> _TO BE DONE_
Repeat the data that follows, word for word, without the images.

> _MATERIAL_
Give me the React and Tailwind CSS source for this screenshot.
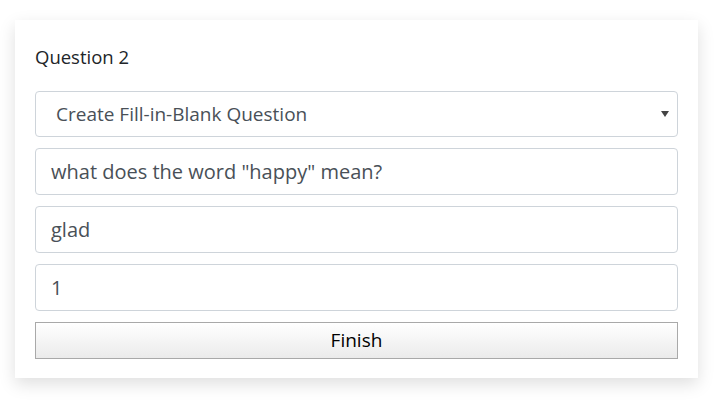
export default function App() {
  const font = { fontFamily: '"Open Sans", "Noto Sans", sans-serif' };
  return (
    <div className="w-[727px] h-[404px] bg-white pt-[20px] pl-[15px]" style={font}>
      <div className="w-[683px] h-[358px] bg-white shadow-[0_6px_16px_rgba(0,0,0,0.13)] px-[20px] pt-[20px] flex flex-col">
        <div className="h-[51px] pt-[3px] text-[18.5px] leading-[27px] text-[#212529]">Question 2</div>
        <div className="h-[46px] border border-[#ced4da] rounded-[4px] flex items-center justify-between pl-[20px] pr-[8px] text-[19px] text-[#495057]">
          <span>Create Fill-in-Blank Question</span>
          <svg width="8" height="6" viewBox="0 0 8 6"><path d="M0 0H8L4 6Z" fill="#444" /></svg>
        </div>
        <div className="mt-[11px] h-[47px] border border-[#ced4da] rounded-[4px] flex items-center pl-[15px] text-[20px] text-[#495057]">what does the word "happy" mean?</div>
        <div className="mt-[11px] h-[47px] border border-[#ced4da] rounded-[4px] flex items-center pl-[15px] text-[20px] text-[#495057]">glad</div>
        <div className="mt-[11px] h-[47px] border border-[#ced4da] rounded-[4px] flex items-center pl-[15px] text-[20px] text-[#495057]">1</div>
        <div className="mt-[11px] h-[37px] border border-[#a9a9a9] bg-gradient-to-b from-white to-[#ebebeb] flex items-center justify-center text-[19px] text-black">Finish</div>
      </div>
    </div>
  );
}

> _TASK RESPONSE_
Give me the React and Tailwind CSS source for this screenshot.
export default function App() {
  const font = { fontFamily: '"Open Sans", "Noto Sans", sans-serif' };
  return (
    <div className="w-[727px] h-[404px] bg-white pt-[20px] pl-[15px]" style={font}>
      <div className="w-[683px] h-[358px] bg-white shadow-[0_6px_16px_rgba(0,0,0,0.13)] px-[20px] pt-[20px] flex flex-col">
        <div className="h-[51px] pt-[3px] text-[18.5px] leading-[27px] text-[#212529]">Question 2</div>
        <div className="h-[46px] border border-[#ced4da] rounded-[4px] flex items-center justify-between pl-[20px] pr-[8px] text-[19px] text-[#495057]">
          <span>Create Fill-in-Blank Question</span>
          <svg width="8" height="6" viewBox="0 0 8 6"><path d="M0 0H8L4 6Z" fill="#444" /></svg>
        </div>
        <div className="mt-[11px] h-[47px] border border-[#ced4da] rounded-[4px] flex items-center pl-[15px] text-[20px] text-[#495057]">what does the word "happy" mean?</div>
        <div className="mt-[11px] h-[47px] border border-[#ced4da] rounded-[4px] flex items-center pl-[15px] text-[20px] text-[#495057]">glad</div>
        <div className="mt-[11px] h-[47px] border border-[#ced4da] rounded-[4px] flex items-center pl-[15px] text-[20px] text-[#495057]">1</div>
        <div className="mt-[11px] h-[37px] border border-[#a9a9a9] bg-gradient-to-b from-white to-[#ebebeb] flex items-center justify-center text-[19px] text-black">Finish</div>
      </div>
    </div>
  );
}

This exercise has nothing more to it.